NI and Samsung 28GHz. 5G testing demonstration at MWC
National Instruments and Samsung performed a successful demonstration at MWC, in which NI’s test user equipment exchanged messages with Samsung’s 5G NR 28GHz base station (utilizing an 8xCA, 2×2 MIMO configuration), established a connection, and validated the data downlink quality and performance with 3GPP compliant software designed by NI’s LabVIEW software. Now that the first draft of 3GPP’s 5G NR standard is here, interoperability testing is the obvious next step—equipment and device manufacturers have to make sure their stations and devices can initiate and maintain solid, 5G capable links of communication.
NI’s equipment testing Qorvo’s QM19000 5G RFFE
Companies such as Qualcomm, Intel, and Samsung take care of the digital modem side of things, while companies like Broadcom, Qualcomm, Skyworks, and Qorvo handle the RF portion. At MWC, Qorvo and NI announced that they had successfully tested the first commercially available 5G RF front-end module (or FEM, for short). Qorvo designed the new QM19000 5G FEM to operate in the 3.4 GHz spectrum and it was tested with NI’s PXI system. The PXI platform is modular (Eurocard) and PCI-based and supports 1,500 different products from more than 70 vendors in the PXI Systems Alliance. According to Paul Cooper, Quorvo Mobile Products’ director of Carrier Liaison and Standards, the flexibility of the PXI platform was “critical” in making Qorvo’s 5G FEM the first in the industry to cross the finish line. Flexibility is a word we’re hearing a lot in regards to National Instruments’ testing solutions—it’s clearly one of the company’s big differentiators.

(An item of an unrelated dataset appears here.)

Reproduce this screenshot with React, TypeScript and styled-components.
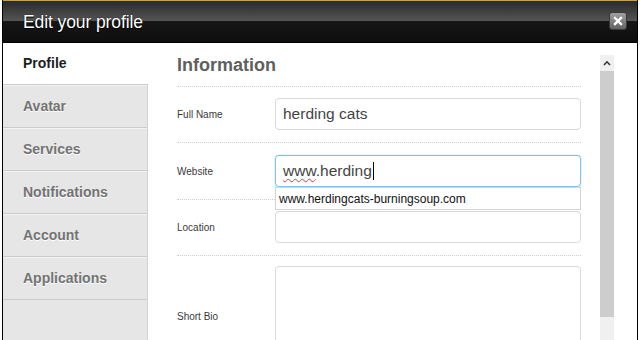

There’s a lot that goes on behind the scenes in the wireless world, and of all the behind the scenes players you’ve likely never heard of, no one has been more—well, instrumental—than National Instruments. As these announcements show, the company is on the frontline of the 5G revolution with its state-of-the-art testing equipment solutions. I think it is safe to say that tomorrow’s 5G wireless technology will all bear NI’s indelible fingerprint.